Rep. Maxine Waters House Ethics Case Delayed

House Ethics Committee to investigate new information in Waters case.

WASHINGTON, Nov. 19, 2010— -- The House Ethics Committee Friday cancelled the upcoming public trial set for Nov. 29, for California Democratic Rep. Maxine Waters, saying the discovery of "new materials" in the case means further investigation is required.

Waters, a senior member of the House Financial Services Committee, stands accused of improperly using her influence in 2008 to help secure $12 million in TARP funds for a struggling bank with financial ties to her husband. She has denied any wrongdoing.

It's unclear what new information the committee will consider and how it could affect the charges or the need for a public trial. However, it's likely that resolution of the Waters case will not occur before the next Congress is seated in January.

Waters said in a statement she is disappointed the trial has been postponed. "For over a year, I have cooperated with the investigation and I have consistently asked for a public hearing on this matter," she said. "I remain eager to present my case and demonstrate to my constituents and all Americans that I have not violated any House rules."

"Since the fundamental purpose of a hearing is to evaluate evidence, I am puzzled at the Committee's insistence on moving backwards instead of forwards," she said of the referral back to the ethics panel investigating the matter.

The committee's announcement comes one day after the panel of five Democrats and five Republicans concluded its public trial for veteran New York Rep. Charles Rangel. The members recommended Rangel be censured by the full House after what chairwoman Rep. Zoe Lofgren called "wrenching" deliberations.
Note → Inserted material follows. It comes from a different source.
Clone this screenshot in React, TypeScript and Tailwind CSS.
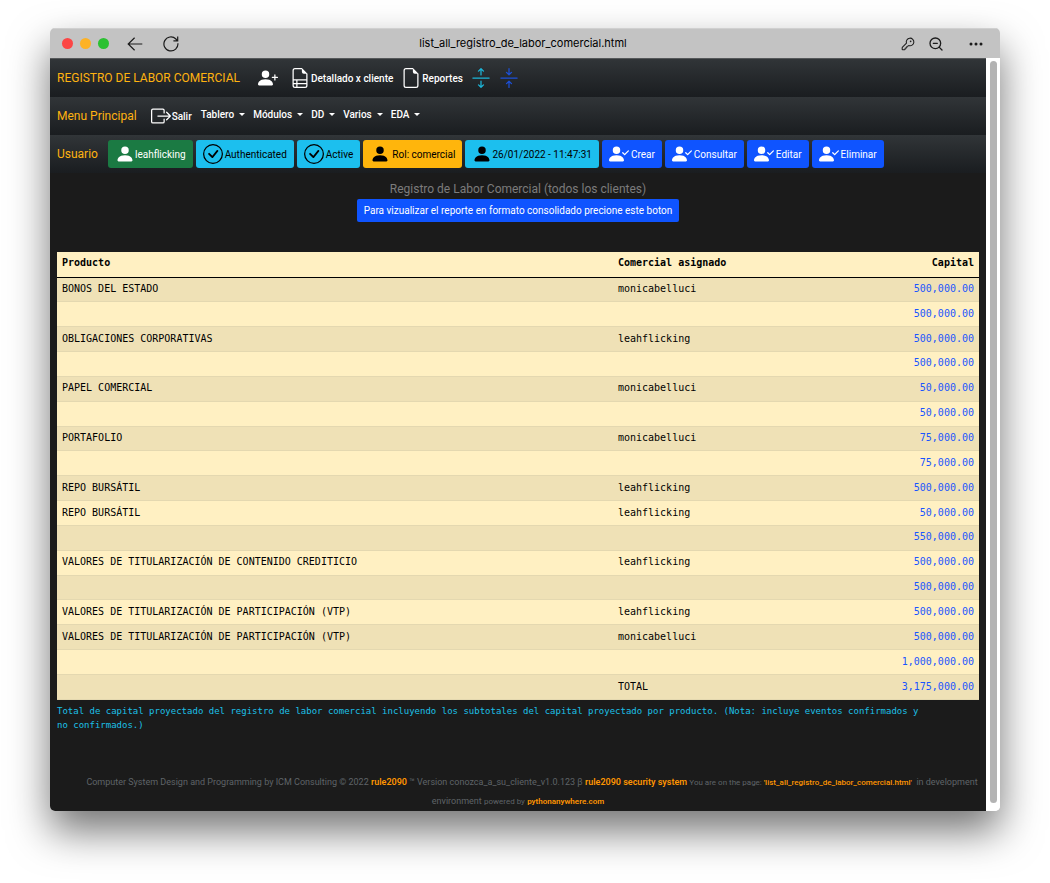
import type { ReactNode } from "react";
import {
  BsArrowsCollapse,
  BsArrowsExpand,
  BsBoxArrowRight,
  BsCheckCircle,
  BsFileEarmark,
  BsFileEarmarkRuled,
  BsPersonCheckFill,
  BsPersonFill,
  BsPersonPlusFill,
  BsThreeDots,
} from "react-icons/bs";
import { KeyRound, ZoomOut } from "lucide-react";

const rows: [string, string, string][] = [
  ["BONOS DEL ESTADO", "monicabelluci", "500,000.00"],
  ["", "", "500,000.00"],
  ["OBLIGACIONES CORPORATIVAS", "leahflicking", "500,000.00"],
  ["", "", "500,000.00"],
  ["PAPEL COMERCIAL", "monicabelluci", "50,000.00"],
  ["", "", "50,000.00"],
  ["PORTAFOLIO", "monicabelluci", "75,000.00"],
  ["", "", "75,000.00"],
  ["REPO BURSÁTIL", "leahflicking", "500,000.00"],
  ["REPO BURSÁTIL", "leahflicking", "50,000.00"],
  ["", "", "550,000.00"],
  ["VALORES DE TITULARIZACIÓN DE CONTENIDO CREDITICIO", "leahflicking", "500,000.00"],
  ["", "", "500,000.00"],
  ["VALORES DE TITULARIZACIÓN DE PARTICIPACIÓN (VTP)", "leahflicking", "500,000.00"],
  ["VALORES DE TITULARIZACIÓN DE PARTICIPACIÓN (VTP)", "monicabelluci", "500,000.00"],
  ["", "", "1,000,000.00"],
  ["", "TOTAL", "3,175,000.00"],
];

const menus = ["Tablero", "Módulos", "DD", "Varios", "EDA"];
const actions = ["Crear", "Consultar", "Editar", "Eliminar"];

function Bar({ label, children }: { label: string; children: ReactNode }) {
  return (
    <nav
      aria-label={label}
      className="flex h-[38px] items-center bg-linear-to-b from-[#313538] to-[#1a1d20] pl-[7px] text-[10px] text-white"
    >
      {children}
    </nav>
  );
}

function Brand({ children }: { children: ReactNode }) {
  return (
    <a href="#" className="text-[12px] whitespace-nowrap text-[#ffb310]">
      {children}
    </a>
  );
}

function Pill({ tone, children }: { tone: string; children: ReactNode }) {
  return (
    <button type="button" className={`flex h-7 items-center rounded-[3px] px-[7px] whitespace-nowrap ${tone}`}>
      {children}
    </button>
  );
}

function TitleBar() {
  return (
    <header className="flex h-[30px] items-center border-t border-[#d0d0d0] bg-[#c3c3c3] pr-4 pl-3 text-[#1c1c1c]">
      <div className="flex flex-1 items-center">
        <div className="flex gap-[7px]">
          <span className="size-[11px] rounded-full bg-[#fc4645]" />
          <span className="size-[11px] rounded-full bg-[#fdb225]" />
          <span className="size-[11px] rounded-full bg-[#2bc132]" />
        </div>
        <button type="button" aria-label="Atrás" className="ml-[18px]">
          <svg width="16" height="16" viewBox="0 0 16 16" fill="none" stroke="currentColor" strokeWidth="1.2">
            <path d="M15.3 8H1.2M7.6 1.8 1.2 8l6.4 6.2" />
          </svg>
        </button>
        <button type="button" aria-label="Recargar" className="ml-5">
          <svg width="16" height="16" viewBox="0 0 16 16" fill="none" stroke="currentColor" strokeWidth="1.2">
            <path d="M14.9 7.2A7 7 0 1 1 12.9 3l1.7 1.8M14.7.6v4.3h-4.3" />
          </svg>
        </button>
      </div>
      <h1 className="text-[11px] text-black">list_all_registro_de_labor_comercial.html</h1>
      <div className="flex flex-1 items-center justify-end">
        <button type="button" aria-label="Contraseñas">
          <KeyRound size={14} strokeWidth={1.8} />
        </button>
        <button type="button" aria-label="Alejar" className="ml-[13px]">
          <ZoomOut size={16} strokeWidth={2} />
        </button>
        <button type="button" aria-label="Más" className="ml-6">
          <BsThreeDots size={16} />
        </button>
      </div>
    </header>
  );
}

export default function App() {
  return (
    <div className="min-h-screen bg-white px-[50px] pt-7 pb-[72px] font-[Inter,sans-serif]">
      <div className="overflow-hidden rounded-[5px] shadow-[0_20px_40px_rgba(0,0,0,0.55)]">
        <TitleBar />
        <div className="flex font-[Roboto,sans-serif]">
          <div className="min-w-0 flex-1 bg-[#1b1b1b]">
            <div className="border-t border-[#55585a]">
              <Bar label="Registro">
                <Brand>REGISTRO DE LABOR COMERCIAL</Brand>
                <a href="#" aria-label="Agregar cliente" className="ml-[18px]">
                  <BsPersonPlusFill size={20} />
                </a>
                <a href="#" className="ml-3 flex items-center gap-px font-medium whitespace-nowrap">
                  <BsFileEarmarkRuled size={20} />
                  Detallado x cliente
                </a>
                <a href="#" className="ml-2 flex items-center gap-px font-medium">
                  <BsFileEarmark size={20} />
                  Reportes
                </a>
                <a href="#" aria-label="Expandir" className="ml-2 text-[#1cb5d8]">
                  <BsArrowsExpand size={20} />
                </a>
                <a href="#" aria-label="Contraer" className="ml-2 text-[#1c50d8]">
                  <BsArrowsCollapse size={20} />
                </a>
              </Bar>
            </div>
            <Bar label="Menu Principal">
              <Brand>Menu Principal</Brand>
              <a href="#" className="ml-[14px] flex items-center gap-px font-medium">
                <BsBoxArrowRight size={20} />
                Salir
              </a>
              <div className="mb-1 ml-[9px] flex gap-2">
                {menus.map((m) => (
                  <button key={m} type="button" className="flex items-center gap-[5px] font-medium">
                    {m}
                    <span className="border-x-[3px] border-t-[3px] border-x-transparent border-t-white" />
                  </button>
                ))}
              </div>
            </Bar>
            <Bar label="Usuario">
              <Brand>Usuario</Brand>
              <div className="ml-[10px] flex gap-[3px]">
                <Pill tone="bg-[#1b7a43] text-white">
                  <BsPersonFill size={20} />
                  leahflicking
                </Pill>
                <Pill tone="bg-[#1cbfee] text-black">
                  <BsCheckCircle size={20} className="mr-[2px]" />
                  Authenticated
                </Pill>
                <Pill tone="bg-[#1cbfee] text-black">
                  <BsCheckCircle size={20} className="mr-[2px]" />
                  Active
                </Pill>
                <Pill tone="bg-[#ffb50c] text-black">
                  <BsPersonFill size={20} className="mr-[2px]" />
                  Rol: comercial
                </Pill>
                <Pill tone="bg-[#1cbfee] text-black">
                  <BsPersonFill size={20} />
                  26/01/2022 - 11:47:31
                </Pill>
                {actions.map((a) => (
                  <Pill key={a} tone="bg-[#0f54ff] text-white">
                    <BsPersonCheckFill size={20} className="mr-[2px]" />
                    {a}
                  </Pill>
                ))}
              </div>
            </Bar>

            <main className="px-[7px] pt-2">
              <div className="flex flex-col items-center">
                <h2 className="text-[12px] leading-[16px] text-[#7c7c7c]">
                  Registro de Labor Comercial (todos los clientes)
                </h2>
                <button
                  type="button"
                  className="mt-[2px] h-[23px] rounded-[2px] bg-[#0f54ff] px-[7px] text-[10px] text-white"
                >
                  Para vizualizar el reporte en formato consolidado precione este boton
                </button>
              </div>

              <table className="mt-[30px] h-[448px] w-full table-fixed border-collapse bg-[#fff0c2] font-['DejaVu_Sans_Mono',monospace] text-[10px] leading-[14px] text-black">
                <colgroup>
                  <col className="w-[60.3%]" />
                  <col />
                  <col />
                </colgroup>
                <thead>
                  <tr className="h-[25px] border-b border-black text-left">
                    <th className="px-[5px] pb-[2px]">Producto</th>
                    <th className="px-[5px] pb-[2px]">Comercial asignado</th>
                    <th className="px-[5px] pb-[2px] text-right">Capital</th>
                  </tr>
                </thead>
                <tbody>
                  {rows.map(([product, seller, capital], i) => (
                    <tr key={i} className="h-[24px] border-b border-[#e4d8b0] odd:bg-[#efe1b6]">
                      <td className="px-[5px] pb-px">{product}</td>
                      <td className="px-[5px] pb-px">{seller}</td>
                      <td className="px-[5px] pb-px text-right text-[#1a55ff]">{capital}</td>
                    </tr>
                  ))}
                </tbody>
              </table>
              <p className="mt-1 font-['DejaVu_Sans_Mono',monospace] text-[9px] leading-[14px] text-[#1cc0e8]">
                Total de capital proyectado del registro de labor comercial incluyendo los subtotales del capital
                proyectado por producto. (Nota: incluye eventos confirmados y<br />
                no confirmados.)
              </p>
            </main>

            <footer className="mt-[41px] pl-7 text-center text-[9px] leading-[19px] text-[#5f6468]">
              <p>
                Computer System Design and Programming by ICM Consulting © 2022{" "}
                <b className="font-semibold text-[#ff9500]">rule2090</b> ™ Version conozca_a_su_cliente_v1.0.123 β{" "}
                <b className="font-semibold text-[#ff9500]">rule2090 security system</b>{" "}
                <span className="text-[8px]">
                  You are on the page:{" "}
                  <span className="font-medium text-[#ff9500]">'list_all_registro_de_labor_comercial.html'</span>
                </span>
                &nbsp; in development
              </p>
              <p className="pr-7">
                environment <span className="text-[8px]">powered by</span>{" "}
                <a href="#" className="text-[8px] font-semibold text-[#ff9500]">
                  pythonanywhere.com
                </a>
              </p>
            </footer>
          </div>
          <div className="flex w-[14px] justify-center bg-white pt-[3px] pb-2">
            <div className="w-[7px] rounded-full bg-[#b3b3b3]" />
          </div>
        </div>
      </div>
    </div>
  );
}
The Waters trial would have been the second public ethics hearing in as many weeks. The two cases have been embarrassing footnotes to the Democrats' tenure of the House.

House Speaker Nancy Pelosi pledged in 2006, when Democrats assumed the majority, that her party would lead "the most honest, most open and most ethical Congress in history."

The charges against Waters stem from a meeting that Waters' congressional office requested with then-Treasury Secretary Hank Paulson at the start of the financial crisis in September 2008.

Waters and Paulson did not attend the meeting, but senior Treasury officials and members of the National Bankers Association (NBA), a trade organization representing over 100 minority-owned firms, did.

An ethics report found that at that meeting and in follow-up conversations "the discussion centered on a single bank -- OneUnited," where Waters' husband sat as a board member from 2004 to 2008.

On financial disclosure forms, the couple reported owning $352,089.64 worth of stock at OneUnited in June 2008. By the end of September, the value of the stock had plummeted to $175,000, but what remained was salvaged thanks to a portion of the $700 billion Wall Street bailout.

Waters Has Sought Public Trial to Clear Name

OneUnited -- a Boston-based bank that requested $50 million in federal aid and ultimately obtained more than $12 million in TARP funds -- would have likely failed without intervention from Waters' office, the Ethics Committee report said.

Because Waters' stock would have been rendered worthless if OneUnited had failed, the violations "constitute compensation accruing to the beneficial interest of [Waters]," according to the committee.

According to House rules, "A member ... may not receive compensation and may not permit compensation to accrue to the beneficial interest of such individual from any source, the receipt of which would occur by virtue of influence improperly exerted from the position of such individual of Congress."

Waters has vehemently defended her record and welcomed a public trial to clear her name. Unlike Rep. Rangel, Waters has set up a legal defense fund and hired a high-profile attorney.

"The decisions about who to fund [with TARP] were made by the FDIC and by the Treasury Department," she said on "Good Morning America." "Nobody did anything that interfered with their decision making. OneUnited was vetted properly. They met the criteria."

"We did not receive -- My husband did not receive any benefit from any of this," she said.